> What the task asks: Extract, from the listing that follows, each line containing the word "this".

Pages as source code:
►

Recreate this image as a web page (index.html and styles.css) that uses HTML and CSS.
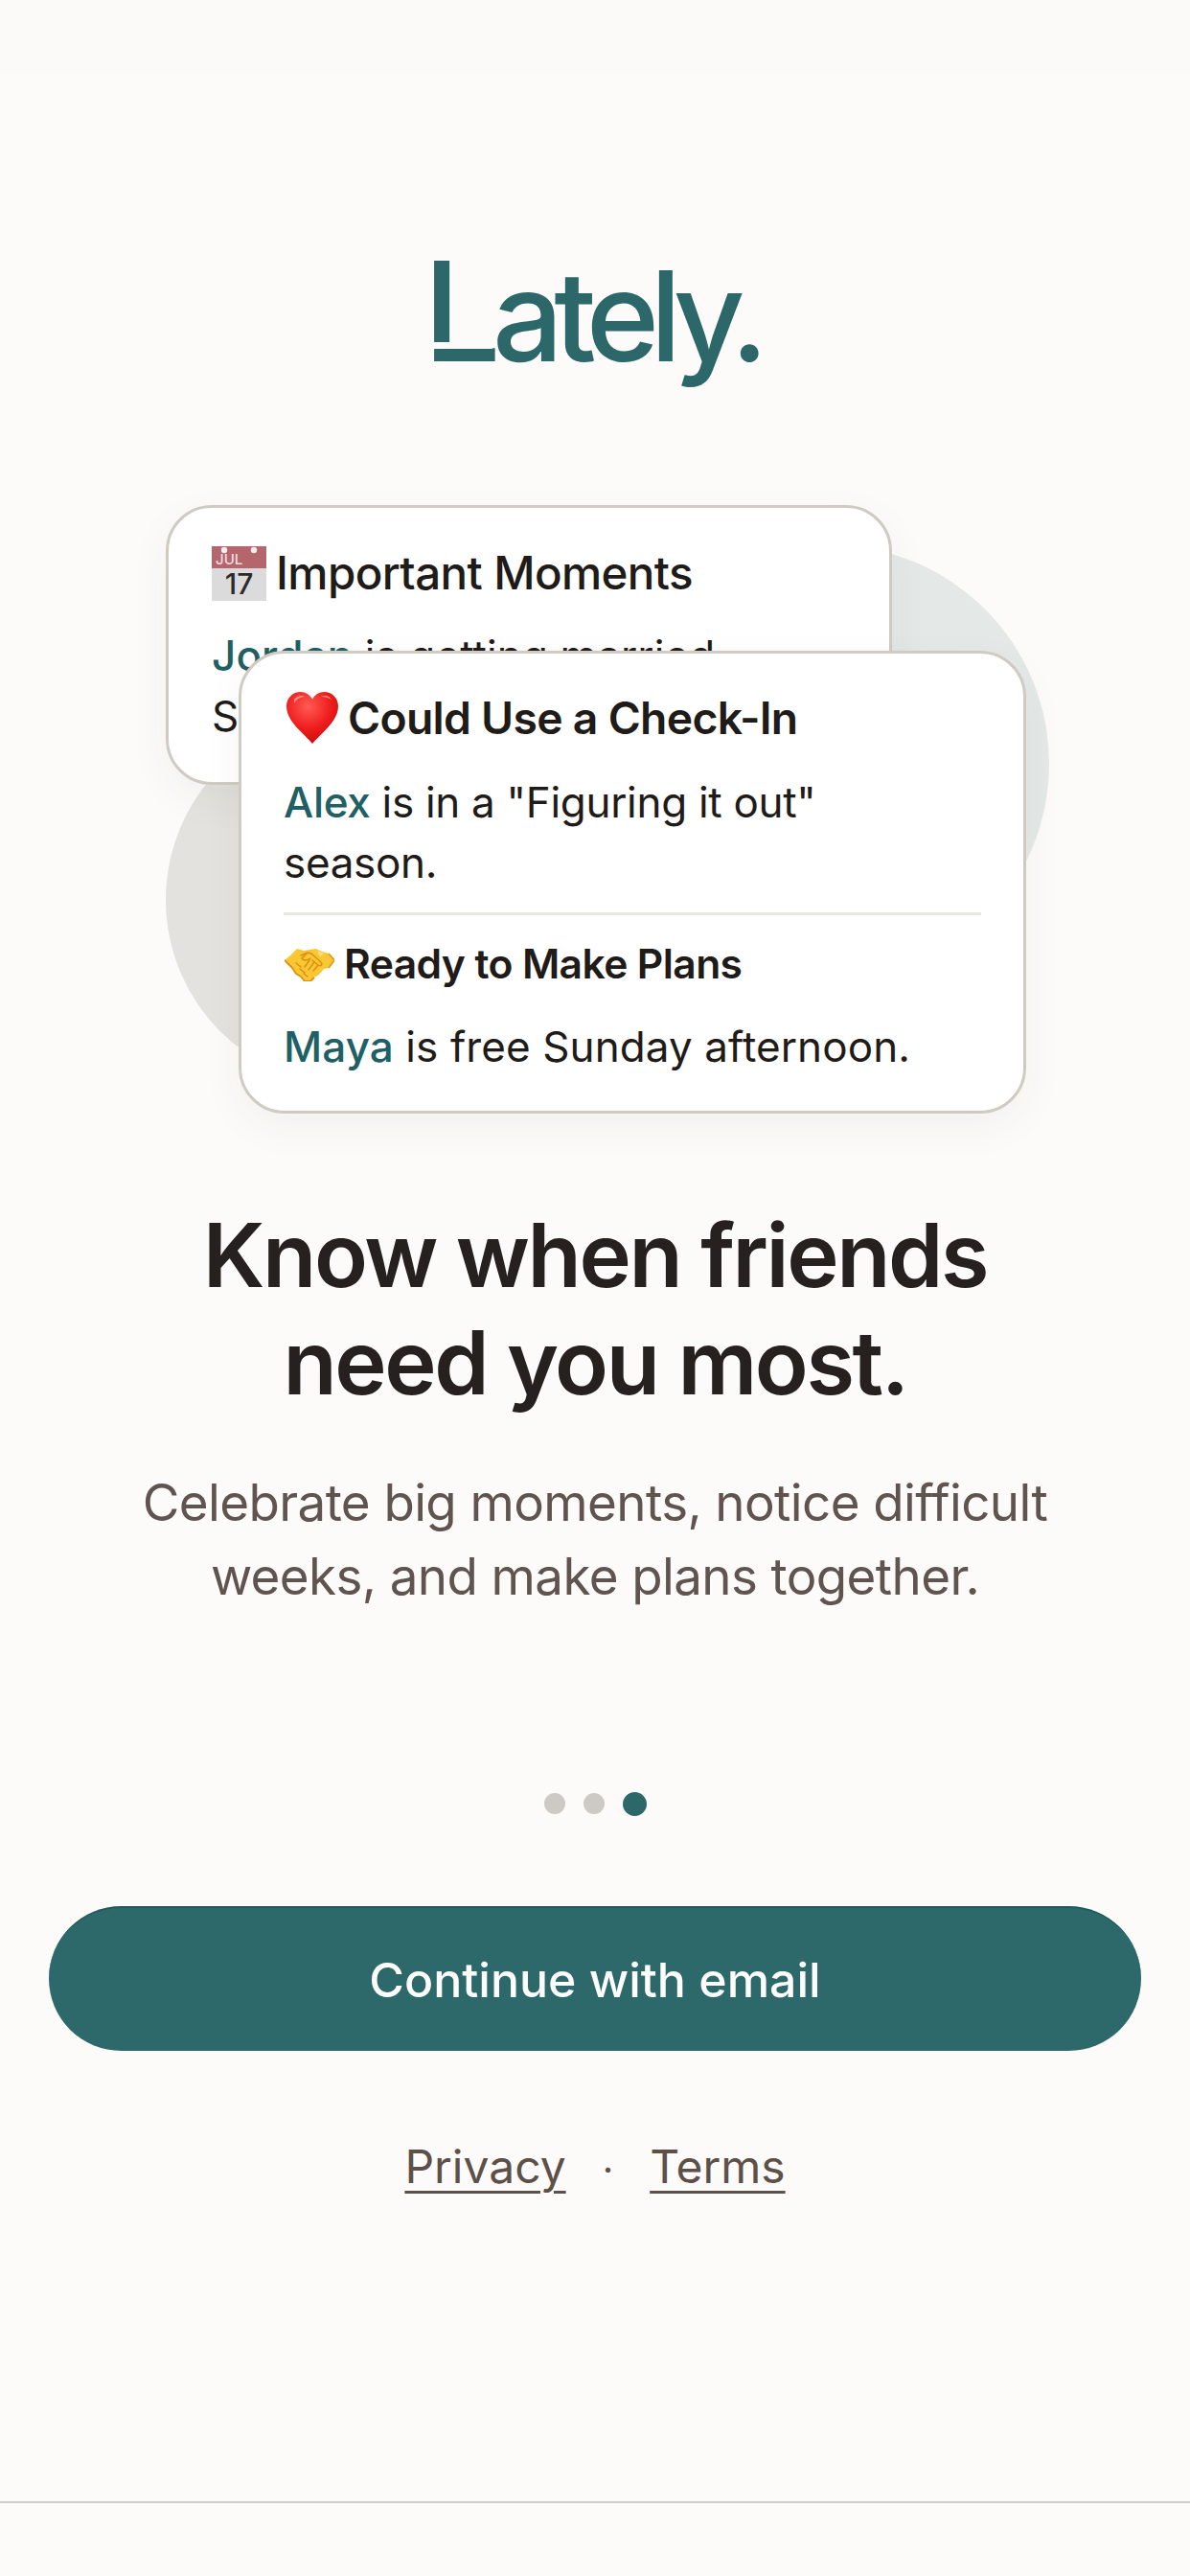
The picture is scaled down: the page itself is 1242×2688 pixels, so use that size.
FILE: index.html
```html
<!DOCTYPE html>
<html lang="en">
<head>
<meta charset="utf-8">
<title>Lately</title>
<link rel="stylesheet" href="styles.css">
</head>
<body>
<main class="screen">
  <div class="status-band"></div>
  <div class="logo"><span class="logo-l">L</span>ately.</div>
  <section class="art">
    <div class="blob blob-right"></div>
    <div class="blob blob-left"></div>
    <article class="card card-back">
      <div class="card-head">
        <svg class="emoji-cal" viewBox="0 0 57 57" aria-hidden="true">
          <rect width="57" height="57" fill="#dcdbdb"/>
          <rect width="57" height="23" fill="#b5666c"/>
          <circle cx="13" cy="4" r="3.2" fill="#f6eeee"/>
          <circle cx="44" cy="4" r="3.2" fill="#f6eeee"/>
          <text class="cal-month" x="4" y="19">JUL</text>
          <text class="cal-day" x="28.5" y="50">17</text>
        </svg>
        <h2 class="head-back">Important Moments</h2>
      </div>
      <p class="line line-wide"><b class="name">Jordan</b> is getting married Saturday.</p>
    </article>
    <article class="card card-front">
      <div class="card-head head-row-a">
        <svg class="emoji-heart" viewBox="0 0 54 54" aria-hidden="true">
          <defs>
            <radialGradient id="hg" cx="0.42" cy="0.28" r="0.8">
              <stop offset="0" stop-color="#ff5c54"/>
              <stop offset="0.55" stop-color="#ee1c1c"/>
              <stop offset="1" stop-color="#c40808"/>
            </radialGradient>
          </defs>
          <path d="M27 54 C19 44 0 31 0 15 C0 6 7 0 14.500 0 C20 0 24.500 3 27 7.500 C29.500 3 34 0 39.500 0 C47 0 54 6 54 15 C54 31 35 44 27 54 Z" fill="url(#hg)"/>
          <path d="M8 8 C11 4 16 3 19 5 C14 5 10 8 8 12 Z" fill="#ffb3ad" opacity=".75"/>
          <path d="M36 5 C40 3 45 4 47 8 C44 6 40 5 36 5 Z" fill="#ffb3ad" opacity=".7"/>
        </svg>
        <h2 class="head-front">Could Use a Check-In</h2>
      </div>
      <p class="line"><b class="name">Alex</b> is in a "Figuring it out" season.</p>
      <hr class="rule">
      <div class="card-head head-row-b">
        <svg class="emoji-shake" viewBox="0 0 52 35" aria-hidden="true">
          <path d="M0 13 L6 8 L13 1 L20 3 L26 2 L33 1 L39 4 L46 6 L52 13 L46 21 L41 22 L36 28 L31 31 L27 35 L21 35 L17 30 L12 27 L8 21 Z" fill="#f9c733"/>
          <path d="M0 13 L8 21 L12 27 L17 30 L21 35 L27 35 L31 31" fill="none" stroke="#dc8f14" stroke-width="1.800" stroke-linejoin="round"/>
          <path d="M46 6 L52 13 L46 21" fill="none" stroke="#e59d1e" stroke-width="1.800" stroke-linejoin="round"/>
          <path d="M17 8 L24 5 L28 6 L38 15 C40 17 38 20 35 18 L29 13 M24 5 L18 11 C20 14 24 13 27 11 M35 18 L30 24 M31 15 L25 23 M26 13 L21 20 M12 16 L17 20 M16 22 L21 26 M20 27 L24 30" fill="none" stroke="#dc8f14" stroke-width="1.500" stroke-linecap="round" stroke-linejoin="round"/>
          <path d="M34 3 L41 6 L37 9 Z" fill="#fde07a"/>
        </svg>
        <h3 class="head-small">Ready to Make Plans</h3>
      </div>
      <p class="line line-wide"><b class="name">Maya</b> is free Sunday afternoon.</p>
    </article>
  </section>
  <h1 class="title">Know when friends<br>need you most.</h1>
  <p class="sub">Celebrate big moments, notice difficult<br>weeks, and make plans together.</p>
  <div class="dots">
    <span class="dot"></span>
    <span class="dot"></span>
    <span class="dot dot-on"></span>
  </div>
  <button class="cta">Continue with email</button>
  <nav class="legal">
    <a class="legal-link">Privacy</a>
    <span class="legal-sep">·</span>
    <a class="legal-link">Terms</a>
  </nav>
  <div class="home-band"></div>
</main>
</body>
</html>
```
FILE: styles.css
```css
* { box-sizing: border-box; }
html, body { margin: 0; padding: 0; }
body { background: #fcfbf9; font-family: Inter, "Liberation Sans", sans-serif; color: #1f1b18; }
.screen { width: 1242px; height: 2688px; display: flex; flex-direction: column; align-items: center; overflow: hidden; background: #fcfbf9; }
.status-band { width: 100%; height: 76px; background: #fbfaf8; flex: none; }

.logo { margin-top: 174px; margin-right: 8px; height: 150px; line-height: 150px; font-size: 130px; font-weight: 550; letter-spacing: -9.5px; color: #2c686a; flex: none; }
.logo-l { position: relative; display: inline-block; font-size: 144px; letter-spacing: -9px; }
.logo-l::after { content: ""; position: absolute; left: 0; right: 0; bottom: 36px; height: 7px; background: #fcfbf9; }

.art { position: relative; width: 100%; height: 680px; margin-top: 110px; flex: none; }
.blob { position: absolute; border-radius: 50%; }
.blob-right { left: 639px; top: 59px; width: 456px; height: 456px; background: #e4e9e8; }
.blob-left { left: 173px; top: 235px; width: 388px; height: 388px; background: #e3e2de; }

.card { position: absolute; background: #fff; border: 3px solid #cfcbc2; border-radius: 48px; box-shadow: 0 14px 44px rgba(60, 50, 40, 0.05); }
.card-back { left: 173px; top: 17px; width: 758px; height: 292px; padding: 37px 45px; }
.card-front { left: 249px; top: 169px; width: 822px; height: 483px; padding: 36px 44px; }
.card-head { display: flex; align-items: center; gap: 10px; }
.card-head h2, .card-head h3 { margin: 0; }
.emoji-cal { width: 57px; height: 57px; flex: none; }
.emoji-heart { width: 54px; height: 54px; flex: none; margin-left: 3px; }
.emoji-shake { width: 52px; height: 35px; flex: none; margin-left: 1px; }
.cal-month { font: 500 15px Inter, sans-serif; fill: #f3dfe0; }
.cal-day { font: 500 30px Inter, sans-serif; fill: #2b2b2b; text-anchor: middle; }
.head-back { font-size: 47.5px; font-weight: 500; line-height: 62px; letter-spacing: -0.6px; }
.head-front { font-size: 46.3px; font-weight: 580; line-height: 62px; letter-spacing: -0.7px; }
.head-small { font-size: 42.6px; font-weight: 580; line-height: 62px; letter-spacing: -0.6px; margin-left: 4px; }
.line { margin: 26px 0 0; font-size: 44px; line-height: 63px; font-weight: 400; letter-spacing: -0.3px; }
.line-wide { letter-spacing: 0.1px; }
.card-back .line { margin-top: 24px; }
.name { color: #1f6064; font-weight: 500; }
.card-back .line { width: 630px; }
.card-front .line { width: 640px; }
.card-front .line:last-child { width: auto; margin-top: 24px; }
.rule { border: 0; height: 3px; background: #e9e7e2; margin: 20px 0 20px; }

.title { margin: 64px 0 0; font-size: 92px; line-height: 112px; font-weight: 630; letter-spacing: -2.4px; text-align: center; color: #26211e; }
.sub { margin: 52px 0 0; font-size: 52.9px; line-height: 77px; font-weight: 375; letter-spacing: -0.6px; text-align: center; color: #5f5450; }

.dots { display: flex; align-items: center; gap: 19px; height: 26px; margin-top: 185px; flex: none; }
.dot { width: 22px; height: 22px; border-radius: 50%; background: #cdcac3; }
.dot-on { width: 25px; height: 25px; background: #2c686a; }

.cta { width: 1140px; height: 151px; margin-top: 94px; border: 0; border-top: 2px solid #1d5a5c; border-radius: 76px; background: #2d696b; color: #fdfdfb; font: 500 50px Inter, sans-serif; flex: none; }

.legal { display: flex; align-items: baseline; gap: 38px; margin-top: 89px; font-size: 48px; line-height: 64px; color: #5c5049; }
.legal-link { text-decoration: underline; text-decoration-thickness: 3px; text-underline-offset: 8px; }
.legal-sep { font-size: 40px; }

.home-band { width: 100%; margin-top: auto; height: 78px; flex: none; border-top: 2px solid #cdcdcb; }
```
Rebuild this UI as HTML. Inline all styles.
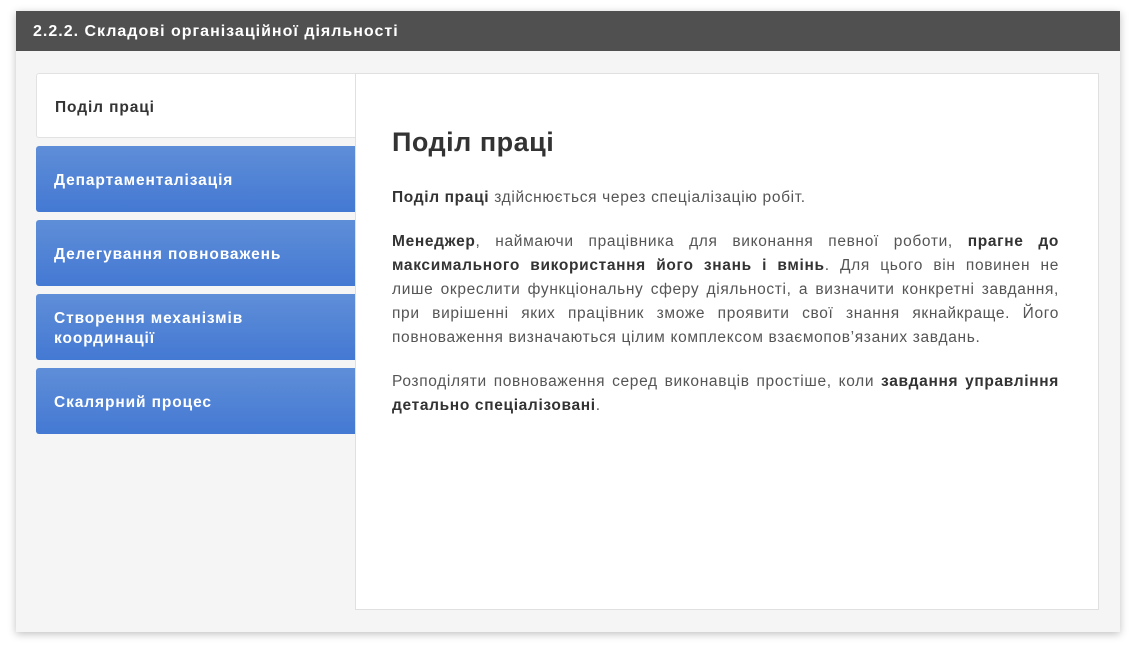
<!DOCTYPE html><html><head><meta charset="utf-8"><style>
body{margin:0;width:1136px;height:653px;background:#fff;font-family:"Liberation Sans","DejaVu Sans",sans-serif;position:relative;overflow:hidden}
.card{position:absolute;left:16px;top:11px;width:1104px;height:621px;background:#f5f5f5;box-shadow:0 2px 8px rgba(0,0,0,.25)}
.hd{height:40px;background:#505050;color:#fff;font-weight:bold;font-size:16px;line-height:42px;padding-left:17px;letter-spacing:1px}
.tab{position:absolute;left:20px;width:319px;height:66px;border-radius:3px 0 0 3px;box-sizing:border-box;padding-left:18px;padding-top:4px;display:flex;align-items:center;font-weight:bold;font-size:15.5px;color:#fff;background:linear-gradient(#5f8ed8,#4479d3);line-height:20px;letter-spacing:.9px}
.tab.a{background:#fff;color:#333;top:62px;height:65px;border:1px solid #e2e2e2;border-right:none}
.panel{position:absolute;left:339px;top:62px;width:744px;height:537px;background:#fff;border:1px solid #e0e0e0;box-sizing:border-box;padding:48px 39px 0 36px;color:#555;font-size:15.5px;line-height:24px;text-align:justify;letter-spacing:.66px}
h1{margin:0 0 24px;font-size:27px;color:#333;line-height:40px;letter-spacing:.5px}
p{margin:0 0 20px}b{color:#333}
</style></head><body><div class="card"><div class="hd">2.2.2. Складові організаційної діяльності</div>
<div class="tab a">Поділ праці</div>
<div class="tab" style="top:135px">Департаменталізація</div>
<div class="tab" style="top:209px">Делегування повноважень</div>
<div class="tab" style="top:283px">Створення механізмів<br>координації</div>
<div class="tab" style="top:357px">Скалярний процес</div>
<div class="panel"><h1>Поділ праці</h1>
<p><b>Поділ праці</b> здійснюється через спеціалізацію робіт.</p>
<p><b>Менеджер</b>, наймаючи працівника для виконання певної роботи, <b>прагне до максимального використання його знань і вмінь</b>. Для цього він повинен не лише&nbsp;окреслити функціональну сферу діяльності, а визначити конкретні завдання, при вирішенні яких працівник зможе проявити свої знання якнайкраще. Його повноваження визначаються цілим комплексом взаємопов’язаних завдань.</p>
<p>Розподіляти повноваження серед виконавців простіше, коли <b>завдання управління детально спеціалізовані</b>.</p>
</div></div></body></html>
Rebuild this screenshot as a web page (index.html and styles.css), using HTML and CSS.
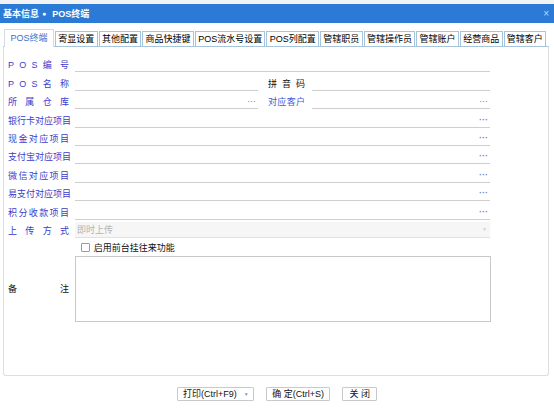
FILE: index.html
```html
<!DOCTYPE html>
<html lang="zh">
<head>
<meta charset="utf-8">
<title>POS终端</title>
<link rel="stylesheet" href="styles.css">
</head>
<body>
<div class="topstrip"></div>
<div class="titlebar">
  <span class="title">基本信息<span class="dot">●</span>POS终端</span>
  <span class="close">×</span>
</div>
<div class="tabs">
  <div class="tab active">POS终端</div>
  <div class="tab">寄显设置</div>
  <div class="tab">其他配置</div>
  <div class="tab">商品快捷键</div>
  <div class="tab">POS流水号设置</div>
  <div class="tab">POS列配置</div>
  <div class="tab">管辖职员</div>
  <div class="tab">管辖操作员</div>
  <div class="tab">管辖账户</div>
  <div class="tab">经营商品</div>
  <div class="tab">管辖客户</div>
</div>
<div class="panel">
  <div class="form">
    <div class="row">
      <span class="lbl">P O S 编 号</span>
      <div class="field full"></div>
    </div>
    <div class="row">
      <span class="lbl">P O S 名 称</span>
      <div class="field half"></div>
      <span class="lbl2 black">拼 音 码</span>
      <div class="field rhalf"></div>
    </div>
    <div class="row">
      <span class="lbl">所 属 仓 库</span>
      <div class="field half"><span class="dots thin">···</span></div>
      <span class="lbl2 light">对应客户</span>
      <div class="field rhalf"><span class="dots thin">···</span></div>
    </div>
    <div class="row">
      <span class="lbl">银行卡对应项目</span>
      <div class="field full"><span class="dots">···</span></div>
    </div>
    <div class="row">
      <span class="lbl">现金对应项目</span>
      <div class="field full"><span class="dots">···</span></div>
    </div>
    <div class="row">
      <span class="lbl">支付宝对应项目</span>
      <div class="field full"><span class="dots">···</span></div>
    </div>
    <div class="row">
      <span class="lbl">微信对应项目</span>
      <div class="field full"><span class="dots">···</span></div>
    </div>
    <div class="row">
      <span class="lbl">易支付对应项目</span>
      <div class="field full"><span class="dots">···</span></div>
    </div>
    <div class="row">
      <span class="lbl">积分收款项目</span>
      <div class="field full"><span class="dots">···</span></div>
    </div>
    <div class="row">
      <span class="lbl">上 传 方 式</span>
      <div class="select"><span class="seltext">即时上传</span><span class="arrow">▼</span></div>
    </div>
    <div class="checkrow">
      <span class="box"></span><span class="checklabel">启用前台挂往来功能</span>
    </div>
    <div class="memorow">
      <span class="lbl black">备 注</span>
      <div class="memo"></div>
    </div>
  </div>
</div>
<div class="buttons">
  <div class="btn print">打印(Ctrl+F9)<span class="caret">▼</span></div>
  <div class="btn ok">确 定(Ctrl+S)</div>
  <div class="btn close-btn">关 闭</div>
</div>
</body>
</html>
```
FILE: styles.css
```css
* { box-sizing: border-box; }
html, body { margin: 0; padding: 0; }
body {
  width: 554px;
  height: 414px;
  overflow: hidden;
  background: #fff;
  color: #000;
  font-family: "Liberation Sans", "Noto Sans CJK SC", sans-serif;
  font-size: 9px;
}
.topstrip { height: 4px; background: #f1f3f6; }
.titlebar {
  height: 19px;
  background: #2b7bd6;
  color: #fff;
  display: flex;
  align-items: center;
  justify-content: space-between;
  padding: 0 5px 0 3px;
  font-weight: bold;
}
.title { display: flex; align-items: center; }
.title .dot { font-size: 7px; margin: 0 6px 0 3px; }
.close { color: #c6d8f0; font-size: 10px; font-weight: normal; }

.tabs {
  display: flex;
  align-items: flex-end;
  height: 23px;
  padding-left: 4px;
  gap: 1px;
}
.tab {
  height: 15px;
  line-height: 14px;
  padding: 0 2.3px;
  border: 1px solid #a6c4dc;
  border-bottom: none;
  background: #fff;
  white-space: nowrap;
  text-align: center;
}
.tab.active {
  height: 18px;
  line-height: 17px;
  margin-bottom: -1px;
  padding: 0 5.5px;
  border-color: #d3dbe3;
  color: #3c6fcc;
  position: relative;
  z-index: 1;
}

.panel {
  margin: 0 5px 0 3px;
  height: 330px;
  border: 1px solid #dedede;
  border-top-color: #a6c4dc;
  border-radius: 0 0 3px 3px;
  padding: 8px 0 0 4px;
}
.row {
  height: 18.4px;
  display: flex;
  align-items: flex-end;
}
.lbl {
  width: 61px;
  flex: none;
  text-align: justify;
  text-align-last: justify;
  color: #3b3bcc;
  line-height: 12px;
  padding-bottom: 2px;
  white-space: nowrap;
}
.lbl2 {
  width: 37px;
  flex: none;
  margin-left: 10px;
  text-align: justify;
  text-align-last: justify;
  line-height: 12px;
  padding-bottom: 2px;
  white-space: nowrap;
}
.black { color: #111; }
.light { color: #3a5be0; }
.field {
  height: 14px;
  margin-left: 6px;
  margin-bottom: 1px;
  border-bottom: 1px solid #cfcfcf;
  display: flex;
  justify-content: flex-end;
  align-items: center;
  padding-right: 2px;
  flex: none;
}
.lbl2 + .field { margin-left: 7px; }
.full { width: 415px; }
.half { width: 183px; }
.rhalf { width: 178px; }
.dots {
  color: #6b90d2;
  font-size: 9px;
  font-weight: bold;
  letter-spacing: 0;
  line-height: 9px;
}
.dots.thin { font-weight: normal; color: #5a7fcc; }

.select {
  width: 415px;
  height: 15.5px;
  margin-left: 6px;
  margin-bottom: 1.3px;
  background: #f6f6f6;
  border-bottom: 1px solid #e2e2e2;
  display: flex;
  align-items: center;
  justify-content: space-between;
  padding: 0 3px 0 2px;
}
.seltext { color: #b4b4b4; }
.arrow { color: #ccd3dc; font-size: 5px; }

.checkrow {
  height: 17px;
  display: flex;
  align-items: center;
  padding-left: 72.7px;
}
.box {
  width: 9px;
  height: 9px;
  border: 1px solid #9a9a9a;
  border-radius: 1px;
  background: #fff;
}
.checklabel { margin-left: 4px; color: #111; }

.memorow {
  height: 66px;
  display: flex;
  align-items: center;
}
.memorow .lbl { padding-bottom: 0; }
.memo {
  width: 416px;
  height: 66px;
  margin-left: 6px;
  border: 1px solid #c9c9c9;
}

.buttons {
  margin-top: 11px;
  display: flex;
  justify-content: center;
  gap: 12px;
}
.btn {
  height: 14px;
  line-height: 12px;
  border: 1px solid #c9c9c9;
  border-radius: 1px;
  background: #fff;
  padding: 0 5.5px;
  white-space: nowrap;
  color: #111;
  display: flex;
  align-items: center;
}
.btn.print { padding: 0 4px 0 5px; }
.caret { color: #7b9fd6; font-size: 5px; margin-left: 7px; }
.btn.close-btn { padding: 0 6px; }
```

◄

> Completed task:
Recreate this image as a web page (index.html and styles.css) that uses HTML and CSS.
Rebuild this UI as HTML. Inline all styles.
Rebuild this screenshot as a web page (index.html and styles.css), using HTML and CSS.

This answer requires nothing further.